British politician (1908-2000)

Barbara Muriel Brooke, Baroness Brooke of Ystradfellte, Baroness Brooke of Cumnor (née Mathews; 14 January 1908 - 1 September 2000) was a British Conservative Party politician.

==Personal life==
Baroness Brooke was the youngest of five children of a Welsh minister, Rev. Alfred Augustus Mathews, and his wife, Ethel Frances. She was educated at Queen Anne's School in Caversham, Berkshire and the Gloucester Training College of Domestic Science.
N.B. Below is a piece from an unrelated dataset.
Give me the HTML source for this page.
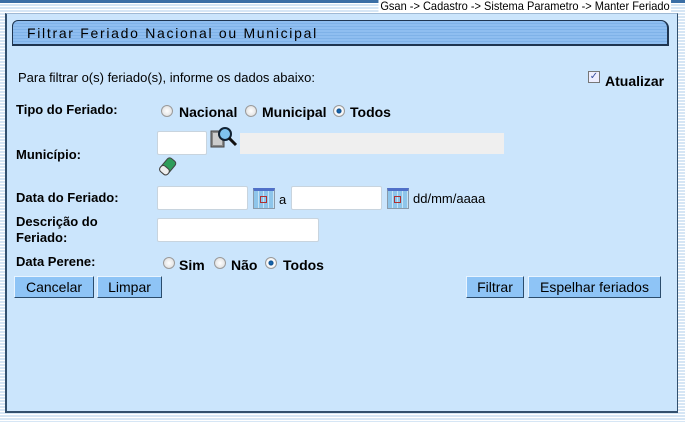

On 22 April 1933, she married fellow Conservative, Henry Brooke; the couple had four children:
- Peter Leonard Brooke (1934–2023), later The Lord Brooke of Sutton Mandeville, a Conservative politician.
- Sir Henry Brooke (1936–2018), a judge and Lord Justice of Appeal.
- Honor Leslie Brooke (born 1941), married Thomas Nigel Miller.
- Margaret Hilary Diana Brooke (born 1944), married James Pulfer.

==Career==
After having started a family, Brooke entered politics in 1948, when she became a member of Hampstead Council, a seat she held until 1965; she also was a Joint Vice-chairman of the Conservative Party from 1954 to 1964. She had also been active in a number of health organisations in her lifetime, including being a member of the North West Metropolitan Regional Hospital Board from 1954 to 1966, chair of The Queen's Institute of District Nursing from 1961 to 1971 and the North London Hospital Management Committee from 1963 to 1966.

==Honours==
In the 1960 New Year Honours, Brooke was appointed to the Order of the British Empire as a Dame Commander (DBE), for "political and public services". In 1964, she was raised to the peerage as Baroness Brooke of Ystradfellte, of Ystradfellte in the County of Brecknock and two years later her husband was created Baron Brooke of Cumnor.